Corazones que aman
Hace pocas semanas han nacido dos niños, ninguno de ellos lo ha hecho en mi hospital, pero por diversos motivos he tenido noticias de ellos.
Una tarde cualquiera recibí en mi despacho a Eduardo; acababa de ser padre hacía unos días, pero su hija, su primera hija había nacido con graves secuelas que afectarían seriamente a su calidad de vida. La niña se mantenía con vida por la respiración asistida y las drogas que le suministraban al caso. Los médicos habían aconsejado retirar todo medio extraordinario y dejar morir a la niña. Eduardo se resistía a ello. Buscaba el consejo del sacerdote y el sosiego ante una decisión que implicaba poner a prueba su amor. Él, quería quedarse con su hija, le daba igual su situación, los sacrificios que exigiera y los cuidados que requiriera. Le hice ver que su gesto era heroico de por sí. Que aquella niña, sólo por nacer y ser bautizada se había “realizado” y que en definitiva no era él quien la condenaba a la muerte, ni quien le regalaba la vida, sino que era Dios. Que quizás a pesar de retirar esas asistencias extraordinarias, las cuales no hay obligación de mantener, la niña seguiría viva.
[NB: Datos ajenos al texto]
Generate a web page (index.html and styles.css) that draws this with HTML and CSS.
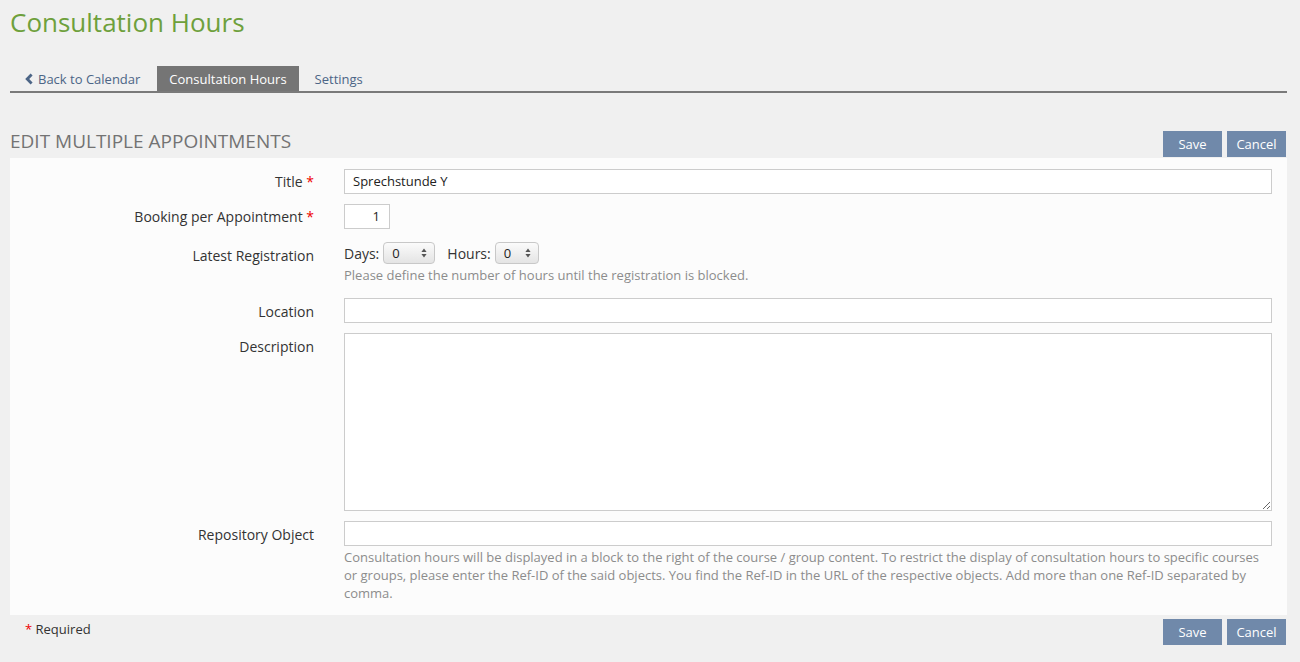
FILE: index.html
```html
<!DOCTYPE html>
<html>
<head>
<meta charset="utf-8">
<link rel="stylesheet" href="styles.css">
</head>
<body>
<div class="page">
  <h1 class="headline">Consultation Hours</h1>
  <ul class="tabs">
    <li class="tab back"><svg class="chev" width="10" height="12" viewBox="0 0 10 12"><path d="M7.6 0.6 L9.6 2.6 L6.2 6 L9.6 9.4 L7.6 11.4 L2.2 6 Z" fill="#4c6586"/></svg>Back to Calendar</li>
    <li class="tab active">Consultation Hours</li>
    <li class="tab">Settings</li>
  </ul>
  <div class="form-head">
    <h2 class="form-title">EDIT MULTIPLE APPOINTMENTS</h2>
    <div class="btns"><span class="btn">Save</span><span class="btn">Cancel</span></div>
  </div>
  <div class="panel">
    <div class="row r-title">
      <div class="label">Title <span class="req">*</span></div>
      <div class="field"><div class="input">Sprechstunde Y</div></div>
    </div>
    <div class="row r-book">
      <div class="label">Booking per Appointment <span class="req">*</span></div>
      <div class="field"><div class="input num">1</div></div>
    </div>
    <div class="row r-latest">
      <div class="label lab-latest">Latest Registration</div>
      <div class="field">
        <div class="selects">
          <span class="sel-label">Days:</span>
          <span class="select w52">0<svg class="arr" width="6" height="10" viewBox="0 0 6 10"><path d="M3 0.5 L5.6 4 L0.4 4 Z M3 9.5 L5.6 6 L0.4 6 Z" fill="#555"/></svg></span>
          <span class="sel-label hours">Hours:</span>
          <span class="select w44">0<svg class="arr" width="6" height="10" viewBox="0 0 6 10"><path d="M3 0.5 L5.6 4 L0.4 4 Z M3 9.5 L5.6 6 L0.4 6 Z" fill="#555"/></svg></span>
        </div>
        <div class="help">Please define the number of hours until the registration is blocked.</div>
      </div>
    </div>
    <div class="row r-loc">
      <div class="label lab-low">Location</div>
      <div class="field"><div class="input"></div></div>
    </div>
    <div class="row r-desc">
      <div class="label lab-low">Description</div>
      <div class="field"><textarea class="textarea"></textarea></div>
    </div>
    <div class="row r-repo">
      <div class="label lab-low">Repository Object</div>
      <div class="field">
        <div class="input"></div>
        <div class="help">Consultation hours will be displayed in a block to the right of the course / group content. To restrict the display of consultation hours to specific courses or groups, please enter the Ref-ID of the said objects. You find the Ref-ID in the URL of the respective objects. Add more than one Ref-ID separated by comma.</div>
      </div>
    </div>
  </div>
  <div class="form-foot">
    <div class="required"><span class="req">*</span> Required</div>
    <div class="btns"><span class="btn">Save</span><span class="btn">Cancel</span></div>
  </div>
</div>
</body>
</html>
```

FILE: styles.css
```css
html, body {
  margin: 0;
  padding: 0;
  background: #f0f0f0;
  font-family: "Open Sans", "Liberation Sans", sans-serif;
  color: #333;
}
.page {
  width: 1277px;
  padding: 0 13px 0 10px;
}
.headline {
  margin: 7px 0 0;
  font-size: 26px;
  line-height: 31px;
  font-weight: 400;
  color: #6ea03c;
}
.tabs {
  list-style: none;
  margin: 28px 0 0;
  padding: 0;
  display: flex;
  border-bottom: 2px solid #7a7a7a;
}
.tab {
  height: 24px;
  padding: 1px 12px 0;
  line-height: 24px;
  font-size: 13px;
  margin-right: 4px;
  color: #4c6586;
  display: flex;
  align-items: center;
}
.tab.back {
  padding-left: 13px;
  padding-right: 13px;
}
.chev {
  margin-right: 5px;
  margin-top: 0;
}
.tab.active {
  background: #757575;
  color: #fff;
}
.form-head {
  display: flex;
  justify-content: space-between;
  align-items: flex-start;
  margin-top: 38px;
  margin-bottom: 1px;
}
.form-title {
  margin: 0;
  font-size: 19px;
  line-height: 20px;
  font-weight: 400;
  color: #737373;
}
.btns {
  display: flex;
  gap: 5px;
  padding-right: 1px;
}
.btn {
  width: 59px;
  height: 26px;
  line-height: 26px;
  text-align: center;
  font-size: 13px;
  color: #fff;
  background: #7089aa;
}
.panel {
  background: #fcfcfc;
  padding: 11px 0 13px;
}
.row {
  display: grid;
  grid-template-columns: 319px 958px;
}
.label {
  padding: 3px 15px 0 0;
  text-align: right;
  font-size: 14px;
  line-height: 20px;
  color: #333;
}
.lab-low {
  padding-top: 4px;
}
.req {
  color: #e00;
}
.field {
  padding: 0 15px;
}
.input {
  height: 23px;
  border: 1px solid #ccc;
  background: #fff;
  font-size: 13px;
  line-height: 23px;
  padding-left: 8px;
  color: #222;
}
.input.num {
  width: 35px;
  padding-left: 0;
  padding-right: 9px;
  text-align: right;
}
.r-title { margin-bottom: 10px; }
.r-book { margin-bottom: 13px; }
.lab-latest { padding-top: 4px; }
.r-latest { margin-bottom: 14px; }
.selects {
  display: flex;
  align-items: center;
  height: 22px;
}
.sel-label {
  font-size: 14px;
  margin-right: 4px;
  color: #333;
}
.sel-label.hours {
  margin-left: 12px;
}
.select {
  position: relative;
  box-sizing: border-box;
  height: 22px;
  border: 1px solid #c8c8c8;
  border-radius: 4px;
  background: linear-gradient(#fbfbfb, #e4e4e4);
  font-size: 13px;
  line-height: 20px;
  padding-left: 8px;
  color: #222;
}
.w52 { width: 52px; }
.w44 { width: 44px; }
.arr {
  position: absolute;
  right: 7px;
  top: 5px;
}
.help {
  margin-top: 2px;
  font-size: 13px;
  line-height: 18px;
  color: #8c8c8c;
}
.r-loc { margin-bottom: 10px; }
.textarea {
  display: block;
  box-sizing: border-box;
  width: 928px;
  height: 178px;
  margin: 0;
  border: 1px solid #ccc;
  background: #fff;
  font-family: inherit;
  resize: both;
}
.r-desc { margin-bottom: 10px; }
.form-foot {
  display: flex;
  justify-content: space-between;
  align-items: flex-start;
  margin-top: 4px;
  padding-left: 15px;
}
.required {
  font-size: 13px;
  line-height: 20px;
  color: #333;
}
```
Eduardo lloraba, porque Eduardo tiene un corazón que ama. Al final fueron retirados los medios desproporcionados y la niña, por voluntad de Dios sigue con vida. Ahora llega el momento del amor escondido, ordinario, a veces con espinas, pero con la recompensa que supone la entrega a un hijo. El amor de esos padres compensara todas las demás deficiencias.
Pocos días después tenía conocimiento del nacimiento de otro niño, sobrino de un compañero, su situación era muy delicada por lesiones cerebrales. Los padres amaban también a ese niño y lo querían aunque viviera de alguna manera disminuido: ¡ Era su hijo !, también su primer hijo. Pues bien, por voluntad de Dios este niño ha muerto. Pero me han contado cómo, estando en la Unidad de Cuidados Intensivos de neonatos, al llegar su madre por las mañanas, al entrar por la puerta y saludar a las enfermeras, el corazón de aquel niño empezaba a latir con más fuerza y agitación. Los controles del ritmo cardíaco marcaban una alteración. Aquella voz le era familiar: ¡ Era la voz de su madre !. Quizás lo único que conocía de ella. Al sentir cerca al ser que le había engendrado a la vida, aquél corazoncito latía de amor y de emoción. Los latidos de ese corazón percibidos con nitidez compensan sin duda los amores recibidos de cualquier hijo.
Un corazón que ama, otro corazón que late, dos corazones que son reflejo del Amor y la Perfección de Dios. ¡Cuántas gracias le doy al Señor por estar en mi hospital!